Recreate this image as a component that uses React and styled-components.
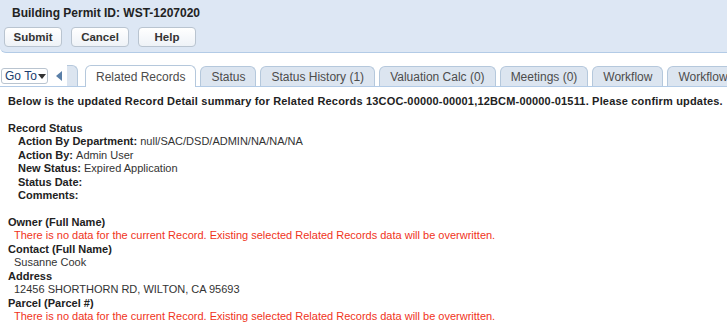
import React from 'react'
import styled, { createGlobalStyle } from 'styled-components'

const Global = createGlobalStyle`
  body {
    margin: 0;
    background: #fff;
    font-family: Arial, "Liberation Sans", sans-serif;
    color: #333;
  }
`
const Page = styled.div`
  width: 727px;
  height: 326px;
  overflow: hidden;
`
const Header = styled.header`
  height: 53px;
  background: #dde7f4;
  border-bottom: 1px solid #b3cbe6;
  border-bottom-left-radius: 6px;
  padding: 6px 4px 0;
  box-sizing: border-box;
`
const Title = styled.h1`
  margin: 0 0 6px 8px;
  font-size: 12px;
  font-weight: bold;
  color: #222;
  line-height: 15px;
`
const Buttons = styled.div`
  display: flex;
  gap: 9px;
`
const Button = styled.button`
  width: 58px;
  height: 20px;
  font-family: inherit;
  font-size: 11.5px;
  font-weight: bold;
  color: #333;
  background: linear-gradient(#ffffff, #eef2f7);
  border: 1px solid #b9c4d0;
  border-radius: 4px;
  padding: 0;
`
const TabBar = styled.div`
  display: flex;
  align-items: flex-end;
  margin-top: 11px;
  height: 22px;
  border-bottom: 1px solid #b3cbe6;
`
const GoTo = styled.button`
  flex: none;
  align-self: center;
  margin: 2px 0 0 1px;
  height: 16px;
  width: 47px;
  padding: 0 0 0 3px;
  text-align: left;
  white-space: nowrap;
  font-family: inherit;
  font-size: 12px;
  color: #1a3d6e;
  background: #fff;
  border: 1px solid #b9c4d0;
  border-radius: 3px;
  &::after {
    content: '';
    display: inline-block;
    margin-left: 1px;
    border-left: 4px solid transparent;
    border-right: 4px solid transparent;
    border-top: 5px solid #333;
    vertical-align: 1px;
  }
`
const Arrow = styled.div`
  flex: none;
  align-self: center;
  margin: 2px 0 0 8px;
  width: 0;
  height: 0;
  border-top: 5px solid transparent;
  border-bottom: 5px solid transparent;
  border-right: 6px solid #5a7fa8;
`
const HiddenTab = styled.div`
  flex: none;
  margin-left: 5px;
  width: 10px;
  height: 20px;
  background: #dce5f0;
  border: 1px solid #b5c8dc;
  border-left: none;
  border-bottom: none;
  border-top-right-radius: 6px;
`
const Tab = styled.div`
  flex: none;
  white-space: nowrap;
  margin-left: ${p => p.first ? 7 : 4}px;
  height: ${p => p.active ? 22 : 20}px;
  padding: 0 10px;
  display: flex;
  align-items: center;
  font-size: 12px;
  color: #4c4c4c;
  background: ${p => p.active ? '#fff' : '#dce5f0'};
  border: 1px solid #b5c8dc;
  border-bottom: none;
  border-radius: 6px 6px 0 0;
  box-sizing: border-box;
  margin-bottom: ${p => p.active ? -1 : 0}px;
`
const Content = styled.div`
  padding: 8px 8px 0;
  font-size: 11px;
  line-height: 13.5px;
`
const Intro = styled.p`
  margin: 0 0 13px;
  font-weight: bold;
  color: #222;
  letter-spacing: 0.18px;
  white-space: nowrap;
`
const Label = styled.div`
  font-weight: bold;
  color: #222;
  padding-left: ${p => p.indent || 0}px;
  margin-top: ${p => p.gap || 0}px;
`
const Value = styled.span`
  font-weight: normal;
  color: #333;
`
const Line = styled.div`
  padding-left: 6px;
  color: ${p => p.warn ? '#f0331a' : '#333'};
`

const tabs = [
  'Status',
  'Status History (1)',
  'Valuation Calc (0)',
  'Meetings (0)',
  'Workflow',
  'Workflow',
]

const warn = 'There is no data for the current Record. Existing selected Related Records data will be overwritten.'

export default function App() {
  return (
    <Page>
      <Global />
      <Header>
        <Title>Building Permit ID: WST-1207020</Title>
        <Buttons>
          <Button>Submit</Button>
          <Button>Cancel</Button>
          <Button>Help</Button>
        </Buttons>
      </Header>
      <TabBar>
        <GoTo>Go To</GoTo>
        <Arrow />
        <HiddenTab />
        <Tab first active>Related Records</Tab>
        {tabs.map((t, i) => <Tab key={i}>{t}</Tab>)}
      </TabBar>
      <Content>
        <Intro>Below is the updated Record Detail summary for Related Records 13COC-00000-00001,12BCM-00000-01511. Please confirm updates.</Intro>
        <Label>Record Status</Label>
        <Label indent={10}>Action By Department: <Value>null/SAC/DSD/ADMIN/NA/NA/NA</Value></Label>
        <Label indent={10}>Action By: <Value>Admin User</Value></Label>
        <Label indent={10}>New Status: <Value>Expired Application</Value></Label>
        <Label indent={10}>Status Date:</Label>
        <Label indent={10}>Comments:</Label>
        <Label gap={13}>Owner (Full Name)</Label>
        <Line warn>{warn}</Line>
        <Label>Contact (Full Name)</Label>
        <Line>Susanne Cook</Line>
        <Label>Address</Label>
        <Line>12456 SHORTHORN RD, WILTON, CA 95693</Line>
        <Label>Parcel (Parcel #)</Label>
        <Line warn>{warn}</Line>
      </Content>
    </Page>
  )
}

▶ The task
Images should not appear in the copy; retype the listing above exactly.

▶ Solution to the problem
Recreate this image as a component that uses React and styled-components.
import React from 'react'
import styled, { createGlobalStyle } from 'styled-components'

const Global = createGlobalStyle`
  body {
    margin: 0;
    background: #fff;
    font-family: Arial, "Liberation Sans", sans-serif;
    color: #333;
  }
`
const Page = styled.div`
  width: 727px;
  height: 326px;
  overflow: hidden;
`
const Header = styled.header`
  height: 53px;
  background: #dde7f4;
  border-bottom: 1px solid #b3cbe6;
  border-bottom-left-radius: 6px;
  padding: 6px 4px 0;
  box-sizing: border-box;
`
const Title = styled.h1`
  margin: 0 0 6px 8px;
  font-size: 12px;
  font-weight: bold;
  color: #222;
  line-height: 15px;
`
const Buttons = styled.div`
  display: flex;
  gap: 9px;
`
const Button = styled.button`
  width: 58px;
  height: 20px;
  font-family: inherit;
  font-size: 11.5px;
  font-weight: bold;
  color: #333;
  background: linear-gradient(#ffffff, #eef2f7);
  border: 1px solid #b9c4d0;
  border-radius: 4px;
  padding: 0;
`
const TabBar = styled.div`
  display: flex;
  align-items: flex-end;
  margin-top: 11px;
  height: 22px;
  border-bottom: 1px solid #b3cbe6;
`
const GoTo = styled.button`
  flex: none;
  align-self: center;
  margin: 2px 0 0 1px;
  height: 16px;
  width: 47px;
  padding: 0 0 0 3px;
  text-align: left;
  white-space: nowrap;
  font-family: inherit;
  font-size: 12px;
  color: #1a3d6e;
  background: #fff;
  border: 1px solid #b9c4d0;
  border-radius: 3px;
  &::after {
    content: '';
    display: inline-block;
    margin-left: 1px;
    border-left: 4px solid transparent;
    border-right: 4px solid transparent;
    border-top: 5px solid #333;
    vertical-align: 1px;
  }
`
const Arrow = styled.div`
  flex: none;
  align-self: center;
  margin: 2px 0 0 8px;
  width: 0;
  height: 0;
  border-top: 5px solid transparent;
  border-bottom: 5px solid transparent;
  border-right: 6px solid #5a7fa8;
`
const HiddenTab = styled.div`
  flex: none;
  margin-left: 5px;
  width: 10px;
  height: 20px;
  background: #dce5f0;
  border: 1px solid #b5c8dc;
  border-left: none;
  border-bottom: none;
  border-top-right-radius: 6px;
`
const Tab = styled.div`
  flex: none;
  white-space: nowrap;
  margin-left: ${p => p.first ? 7 : 4}px;
  height: ${p => p.active ? 22 : 20}px;
  padding: 0 10px;
  display: flex;
  align-items: center;
  font-size: 12px;
  color: #4c4c4c;
  background: ${p => p.active ? '#fff' : '#dce5f0'};
  border: 1px solid #b5c8dc;
  border-bottom: none;
  border-radius: 6px 6px 0 0;
  box-sizing: border-box;
  margin-bottom: ${p => p.active ? -1 : 0}px;
`
const Content = styled.div`
  padding: 8px 8px 0;
  font-size: 11px;
  line-height: 13.5px;
`
const Intro = styled.p`
  margin: 0 0 13px;
  font-weight: bold;
  color: #222;
  letter-spacing: 0.18px;
  white-space: nowrap;
`
const Label = styled.div`
  font-weight: bold;
  color: #222;
  padding-left: ${p => p.indent || 0}px;
  margin-top: ${p => p.gap || 0}px;
`
const Value = styled.span`
  font-weight: normal;
  color: #333;
`
const Line = styled.div`
  padding-left: 6px;
  color: ${p => p.warn ? '#f0331a' : '#333'};
`

const tabs = [
  'Status',
  'Status History (1)',
  'Valuation Calc (0)',
  'Meetings (0)',
  'Workflow',
  'Workflow',
]

const warn = 'There is no data for the current Record. Existing selected Related Records data will be overwritten.'

export default function App() {
  return (
    <Page>
      <Global />
      <Header>
        <Title>Building Permit ID: WST-1207020</Title>
        <Buttons>
          <Button>Submit</Button>
          <Button>Cancel</Button>
          <Button>Help</Button>
        </Buttons>
      </Header>
      <TabBar>
        <GoTo>Go To</GoTo>
        <Arrow />
        <HiddenTab />
        <Tab first active>Related Records</Tab>
        {tabs.map((t, i) => <Tab key={i}>{t}</Tab>)}
      </TabBar>
      <Content>
        <Intro>Below is the updated Record Detail summary for Related Records 13COC-00000-00001,12BCM-00000-01511. Please confirm updates.</Intro>
        <Label>Record Status</Label>
        <Label indent={10}>Action By Department: <Value>null/SAC/DSD/ADMIN/NA/NA/NA</Value></Label>
        <Label indent={10}>Action By: <Value>Admin User</Value></Label>
        <Label indent={10}>New Status: <Value>Expired Application</Value></Label>
        <Label indent={10}>Status Date:</Label>
        <Label indent={10}>Comments:</Label>
        <Label gap={13}>Owner (Full Name)</Label>
        <Line warn>{warn}</Line>
        <Label>Contact (Full Name)</Label>
        <Line>Susanne Cook</Line>
        <Label>Address</Label>
        <Line>12456 SHORTHORN RD, WILTON, CA 95693</Line>
        <Label>Parcel (Parcel #)</Label>
        <Line warn>{warn}</Line>
      </Content>
    </Page>
  )
}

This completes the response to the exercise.